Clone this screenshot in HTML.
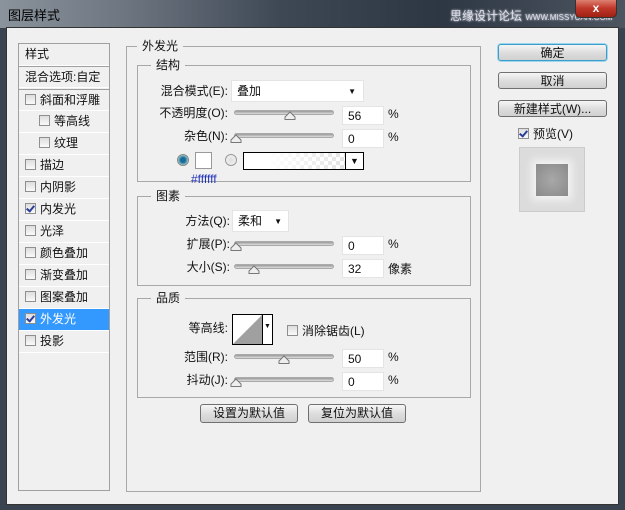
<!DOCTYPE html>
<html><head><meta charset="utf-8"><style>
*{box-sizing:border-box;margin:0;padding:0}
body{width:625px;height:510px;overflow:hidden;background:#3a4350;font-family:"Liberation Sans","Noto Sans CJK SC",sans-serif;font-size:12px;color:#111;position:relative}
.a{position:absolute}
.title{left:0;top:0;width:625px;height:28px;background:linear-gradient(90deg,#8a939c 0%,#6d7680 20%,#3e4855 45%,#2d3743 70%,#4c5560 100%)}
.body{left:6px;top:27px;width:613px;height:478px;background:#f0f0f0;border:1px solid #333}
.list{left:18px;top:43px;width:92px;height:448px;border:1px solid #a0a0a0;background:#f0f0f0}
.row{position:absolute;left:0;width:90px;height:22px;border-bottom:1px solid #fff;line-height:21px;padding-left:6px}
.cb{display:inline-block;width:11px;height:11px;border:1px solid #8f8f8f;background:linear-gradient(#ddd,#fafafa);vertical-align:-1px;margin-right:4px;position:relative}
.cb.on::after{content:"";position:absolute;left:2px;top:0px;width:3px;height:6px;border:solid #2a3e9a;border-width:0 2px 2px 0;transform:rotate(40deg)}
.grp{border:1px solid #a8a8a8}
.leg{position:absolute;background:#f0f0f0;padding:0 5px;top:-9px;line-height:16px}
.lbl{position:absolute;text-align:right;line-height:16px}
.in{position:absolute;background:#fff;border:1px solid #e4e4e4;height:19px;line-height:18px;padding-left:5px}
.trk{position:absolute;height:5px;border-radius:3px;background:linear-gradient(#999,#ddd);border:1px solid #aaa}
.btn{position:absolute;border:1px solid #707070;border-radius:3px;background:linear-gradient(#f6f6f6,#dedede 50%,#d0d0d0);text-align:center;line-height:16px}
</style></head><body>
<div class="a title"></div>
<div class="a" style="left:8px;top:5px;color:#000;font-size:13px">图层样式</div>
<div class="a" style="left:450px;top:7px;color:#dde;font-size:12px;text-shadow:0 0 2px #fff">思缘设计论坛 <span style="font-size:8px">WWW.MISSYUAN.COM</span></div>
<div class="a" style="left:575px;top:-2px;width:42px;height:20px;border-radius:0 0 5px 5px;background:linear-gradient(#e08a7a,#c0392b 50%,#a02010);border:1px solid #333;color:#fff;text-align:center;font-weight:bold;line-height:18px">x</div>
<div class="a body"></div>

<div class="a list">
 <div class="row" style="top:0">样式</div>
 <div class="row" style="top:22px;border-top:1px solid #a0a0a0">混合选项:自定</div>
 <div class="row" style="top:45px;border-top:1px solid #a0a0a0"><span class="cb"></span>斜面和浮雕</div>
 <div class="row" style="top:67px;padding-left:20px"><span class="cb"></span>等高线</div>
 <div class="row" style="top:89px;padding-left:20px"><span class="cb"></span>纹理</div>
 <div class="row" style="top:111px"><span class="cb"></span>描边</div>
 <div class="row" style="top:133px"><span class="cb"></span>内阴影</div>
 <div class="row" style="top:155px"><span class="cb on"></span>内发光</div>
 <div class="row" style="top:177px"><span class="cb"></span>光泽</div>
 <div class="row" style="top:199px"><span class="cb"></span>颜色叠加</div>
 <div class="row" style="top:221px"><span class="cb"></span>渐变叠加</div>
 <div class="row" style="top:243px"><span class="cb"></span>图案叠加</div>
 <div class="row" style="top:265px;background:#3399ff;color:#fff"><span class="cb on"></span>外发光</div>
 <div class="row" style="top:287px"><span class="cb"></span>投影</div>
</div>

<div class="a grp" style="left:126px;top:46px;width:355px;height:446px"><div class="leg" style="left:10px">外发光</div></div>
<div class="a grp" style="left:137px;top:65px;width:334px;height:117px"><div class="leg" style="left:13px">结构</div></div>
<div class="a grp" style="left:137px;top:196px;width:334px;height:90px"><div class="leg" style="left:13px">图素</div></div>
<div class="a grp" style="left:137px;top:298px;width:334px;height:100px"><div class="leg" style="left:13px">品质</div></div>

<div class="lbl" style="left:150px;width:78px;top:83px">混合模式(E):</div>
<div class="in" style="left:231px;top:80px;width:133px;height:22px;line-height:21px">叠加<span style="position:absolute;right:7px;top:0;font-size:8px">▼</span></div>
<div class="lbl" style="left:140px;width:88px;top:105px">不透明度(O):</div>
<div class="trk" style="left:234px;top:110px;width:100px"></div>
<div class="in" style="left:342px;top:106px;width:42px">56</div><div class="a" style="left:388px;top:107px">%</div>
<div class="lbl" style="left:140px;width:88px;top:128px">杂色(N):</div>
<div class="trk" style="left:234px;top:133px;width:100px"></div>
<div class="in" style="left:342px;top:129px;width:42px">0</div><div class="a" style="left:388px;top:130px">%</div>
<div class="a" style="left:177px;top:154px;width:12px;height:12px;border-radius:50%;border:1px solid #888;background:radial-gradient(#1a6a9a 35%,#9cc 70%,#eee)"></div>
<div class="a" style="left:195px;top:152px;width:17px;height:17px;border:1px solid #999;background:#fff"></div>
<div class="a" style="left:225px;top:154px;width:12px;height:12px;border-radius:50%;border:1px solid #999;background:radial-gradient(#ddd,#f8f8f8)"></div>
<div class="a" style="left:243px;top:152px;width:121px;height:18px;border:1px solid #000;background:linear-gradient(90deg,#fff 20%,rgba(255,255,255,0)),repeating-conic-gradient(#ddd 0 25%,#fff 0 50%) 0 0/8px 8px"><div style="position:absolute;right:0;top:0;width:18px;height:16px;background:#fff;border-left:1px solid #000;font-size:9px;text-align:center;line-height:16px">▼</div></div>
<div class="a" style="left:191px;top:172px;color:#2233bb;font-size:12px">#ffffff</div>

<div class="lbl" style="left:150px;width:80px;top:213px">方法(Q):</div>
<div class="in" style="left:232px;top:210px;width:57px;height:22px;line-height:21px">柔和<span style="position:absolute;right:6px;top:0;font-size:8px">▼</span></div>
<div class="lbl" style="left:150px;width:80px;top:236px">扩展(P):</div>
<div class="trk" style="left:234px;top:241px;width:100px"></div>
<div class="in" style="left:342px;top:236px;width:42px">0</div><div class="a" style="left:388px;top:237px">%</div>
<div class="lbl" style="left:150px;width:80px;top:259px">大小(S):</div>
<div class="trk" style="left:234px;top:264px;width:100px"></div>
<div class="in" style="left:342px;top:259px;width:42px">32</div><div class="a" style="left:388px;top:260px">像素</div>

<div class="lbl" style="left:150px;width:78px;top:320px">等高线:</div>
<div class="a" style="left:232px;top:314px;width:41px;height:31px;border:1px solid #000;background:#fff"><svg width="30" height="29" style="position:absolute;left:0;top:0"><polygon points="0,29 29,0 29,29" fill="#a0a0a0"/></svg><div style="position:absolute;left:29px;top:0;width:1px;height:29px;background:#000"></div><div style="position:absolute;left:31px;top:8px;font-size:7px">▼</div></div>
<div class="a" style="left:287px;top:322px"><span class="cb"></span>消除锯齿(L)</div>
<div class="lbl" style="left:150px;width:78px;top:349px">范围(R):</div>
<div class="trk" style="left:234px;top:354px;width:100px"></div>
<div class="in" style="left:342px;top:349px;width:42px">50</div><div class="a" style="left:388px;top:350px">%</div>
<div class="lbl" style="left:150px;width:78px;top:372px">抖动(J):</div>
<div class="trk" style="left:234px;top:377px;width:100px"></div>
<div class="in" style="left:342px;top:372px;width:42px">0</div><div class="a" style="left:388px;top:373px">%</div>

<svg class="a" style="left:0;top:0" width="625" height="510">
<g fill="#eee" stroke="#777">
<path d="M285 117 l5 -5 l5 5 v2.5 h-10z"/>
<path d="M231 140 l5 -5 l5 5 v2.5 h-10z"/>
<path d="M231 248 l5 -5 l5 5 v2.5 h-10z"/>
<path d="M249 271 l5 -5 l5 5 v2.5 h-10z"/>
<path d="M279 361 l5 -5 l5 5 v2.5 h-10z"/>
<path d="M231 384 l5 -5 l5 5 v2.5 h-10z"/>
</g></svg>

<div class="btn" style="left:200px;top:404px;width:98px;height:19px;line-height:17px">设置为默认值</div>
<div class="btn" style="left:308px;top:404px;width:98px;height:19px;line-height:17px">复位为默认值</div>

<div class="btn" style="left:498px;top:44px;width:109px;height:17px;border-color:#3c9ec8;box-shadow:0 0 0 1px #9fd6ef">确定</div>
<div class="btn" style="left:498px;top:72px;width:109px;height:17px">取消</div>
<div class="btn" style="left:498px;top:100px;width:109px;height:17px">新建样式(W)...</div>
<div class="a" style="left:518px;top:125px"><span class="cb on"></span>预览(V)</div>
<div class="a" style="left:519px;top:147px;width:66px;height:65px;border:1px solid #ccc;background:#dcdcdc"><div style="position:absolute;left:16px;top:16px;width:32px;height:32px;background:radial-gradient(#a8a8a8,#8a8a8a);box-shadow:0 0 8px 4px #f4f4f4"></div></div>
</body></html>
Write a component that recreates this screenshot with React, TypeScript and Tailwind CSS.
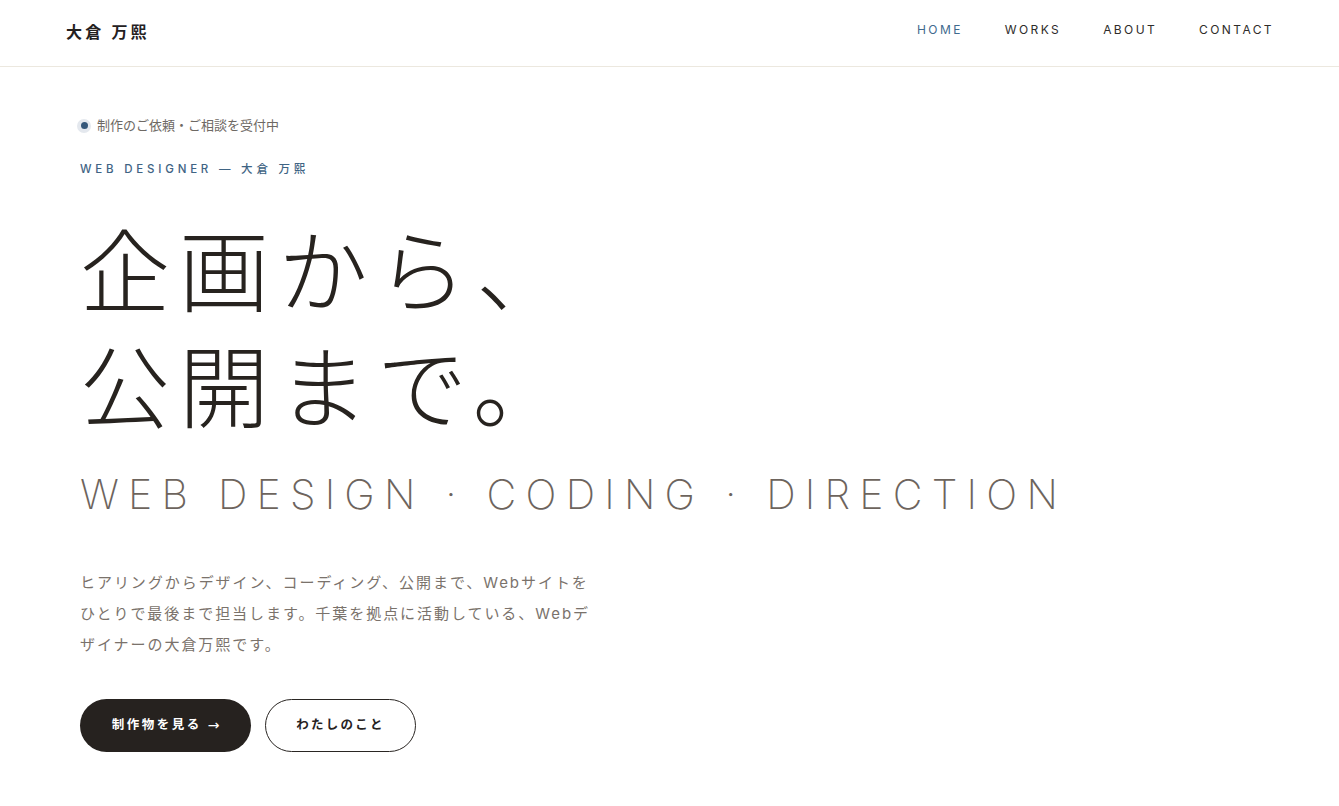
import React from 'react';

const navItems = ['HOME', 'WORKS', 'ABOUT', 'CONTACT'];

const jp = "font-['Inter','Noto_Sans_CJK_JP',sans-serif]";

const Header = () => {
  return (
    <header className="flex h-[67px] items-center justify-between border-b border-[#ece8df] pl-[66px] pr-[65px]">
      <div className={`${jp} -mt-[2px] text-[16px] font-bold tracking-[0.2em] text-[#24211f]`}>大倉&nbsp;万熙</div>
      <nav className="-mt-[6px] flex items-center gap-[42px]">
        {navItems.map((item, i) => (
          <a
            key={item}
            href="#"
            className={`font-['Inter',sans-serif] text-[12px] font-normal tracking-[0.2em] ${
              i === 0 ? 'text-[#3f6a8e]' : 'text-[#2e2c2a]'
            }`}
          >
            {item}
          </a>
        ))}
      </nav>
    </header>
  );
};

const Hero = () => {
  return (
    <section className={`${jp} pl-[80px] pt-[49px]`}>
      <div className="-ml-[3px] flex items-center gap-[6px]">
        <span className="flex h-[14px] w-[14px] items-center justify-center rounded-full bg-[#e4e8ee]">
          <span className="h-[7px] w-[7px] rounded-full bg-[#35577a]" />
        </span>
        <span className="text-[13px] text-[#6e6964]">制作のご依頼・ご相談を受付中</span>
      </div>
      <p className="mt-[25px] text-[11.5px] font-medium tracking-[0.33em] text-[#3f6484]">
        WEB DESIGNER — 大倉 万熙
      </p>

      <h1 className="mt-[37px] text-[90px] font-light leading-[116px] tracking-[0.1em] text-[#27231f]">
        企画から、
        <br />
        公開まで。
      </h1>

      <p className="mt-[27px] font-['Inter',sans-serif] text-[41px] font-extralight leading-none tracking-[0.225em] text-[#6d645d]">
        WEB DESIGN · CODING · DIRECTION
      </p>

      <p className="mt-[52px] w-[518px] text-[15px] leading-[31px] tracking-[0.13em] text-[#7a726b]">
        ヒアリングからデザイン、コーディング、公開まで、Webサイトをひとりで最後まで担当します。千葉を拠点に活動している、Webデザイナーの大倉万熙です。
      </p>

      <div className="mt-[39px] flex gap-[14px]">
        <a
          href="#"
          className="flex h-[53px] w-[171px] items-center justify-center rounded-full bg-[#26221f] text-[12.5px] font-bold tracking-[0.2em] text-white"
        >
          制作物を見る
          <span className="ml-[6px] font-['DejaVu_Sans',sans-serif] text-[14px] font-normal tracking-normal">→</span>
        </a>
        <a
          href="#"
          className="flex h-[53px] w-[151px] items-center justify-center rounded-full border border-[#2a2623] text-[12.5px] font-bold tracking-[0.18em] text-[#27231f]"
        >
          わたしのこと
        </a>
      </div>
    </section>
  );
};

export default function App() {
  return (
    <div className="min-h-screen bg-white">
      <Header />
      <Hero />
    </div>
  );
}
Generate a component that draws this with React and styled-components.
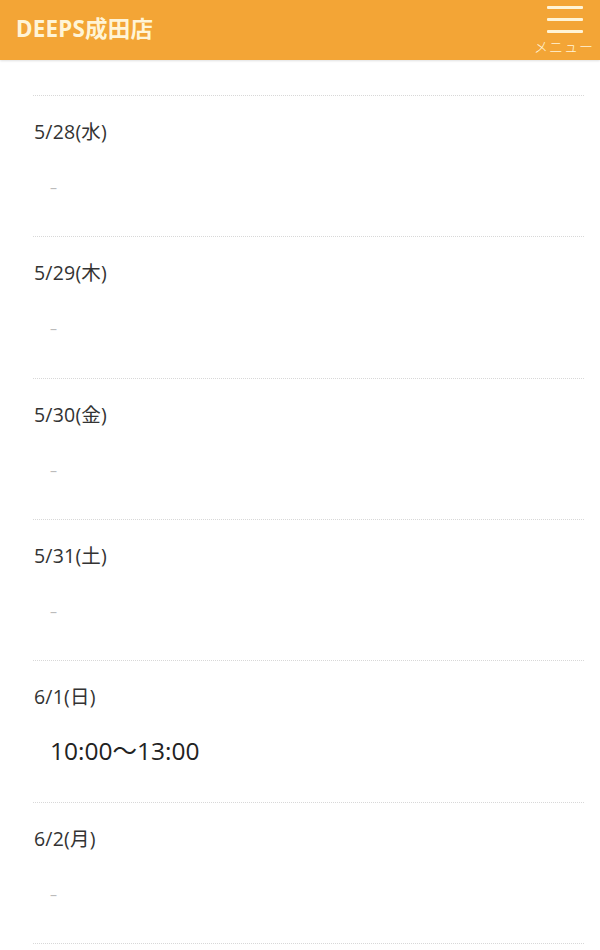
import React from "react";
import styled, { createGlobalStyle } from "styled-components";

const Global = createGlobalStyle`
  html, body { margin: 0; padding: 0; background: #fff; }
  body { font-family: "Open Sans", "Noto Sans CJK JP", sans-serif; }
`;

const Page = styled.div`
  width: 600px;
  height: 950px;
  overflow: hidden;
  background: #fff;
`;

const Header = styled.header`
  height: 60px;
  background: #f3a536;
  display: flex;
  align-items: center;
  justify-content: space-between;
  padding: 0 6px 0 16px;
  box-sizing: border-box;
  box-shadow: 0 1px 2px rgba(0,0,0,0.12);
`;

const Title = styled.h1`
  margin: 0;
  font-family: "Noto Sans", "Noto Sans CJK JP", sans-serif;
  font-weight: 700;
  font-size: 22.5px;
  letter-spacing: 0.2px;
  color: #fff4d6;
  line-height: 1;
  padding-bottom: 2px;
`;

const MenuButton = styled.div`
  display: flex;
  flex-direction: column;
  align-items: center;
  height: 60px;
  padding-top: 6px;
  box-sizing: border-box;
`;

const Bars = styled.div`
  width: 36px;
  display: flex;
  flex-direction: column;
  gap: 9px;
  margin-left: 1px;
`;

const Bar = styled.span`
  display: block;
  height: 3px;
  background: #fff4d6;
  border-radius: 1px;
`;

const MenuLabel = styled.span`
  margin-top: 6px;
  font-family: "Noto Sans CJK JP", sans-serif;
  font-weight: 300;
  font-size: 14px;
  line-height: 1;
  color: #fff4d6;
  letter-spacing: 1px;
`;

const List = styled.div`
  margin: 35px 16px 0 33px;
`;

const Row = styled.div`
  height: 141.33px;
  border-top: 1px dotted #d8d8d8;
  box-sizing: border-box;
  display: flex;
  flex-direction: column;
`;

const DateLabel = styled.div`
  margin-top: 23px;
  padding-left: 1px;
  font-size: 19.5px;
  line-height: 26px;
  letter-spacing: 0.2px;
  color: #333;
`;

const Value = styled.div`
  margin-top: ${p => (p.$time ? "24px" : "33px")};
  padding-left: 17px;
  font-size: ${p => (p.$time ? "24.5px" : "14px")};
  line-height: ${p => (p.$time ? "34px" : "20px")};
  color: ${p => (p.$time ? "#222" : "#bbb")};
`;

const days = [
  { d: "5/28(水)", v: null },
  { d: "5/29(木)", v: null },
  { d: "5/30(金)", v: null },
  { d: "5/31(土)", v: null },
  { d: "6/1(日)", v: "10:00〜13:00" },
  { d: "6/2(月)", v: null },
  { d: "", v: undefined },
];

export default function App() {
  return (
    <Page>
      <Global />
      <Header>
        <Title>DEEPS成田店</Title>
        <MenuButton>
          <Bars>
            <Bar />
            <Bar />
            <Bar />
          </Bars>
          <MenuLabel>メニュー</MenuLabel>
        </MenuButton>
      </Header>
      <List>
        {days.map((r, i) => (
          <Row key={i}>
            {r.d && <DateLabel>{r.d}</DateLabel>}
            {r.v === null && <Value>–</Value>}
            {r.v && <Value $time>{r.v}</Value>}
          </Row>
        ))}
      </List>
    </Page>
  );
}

Work to complete: Show each line in the entries that holds the string "React".

Answer below:
Write a component that recreates this screenshot with React, TypeScript and Tailwind CSS.
import React from 'react';
Generate a component that draws this with React and styled-components.
import React from "react";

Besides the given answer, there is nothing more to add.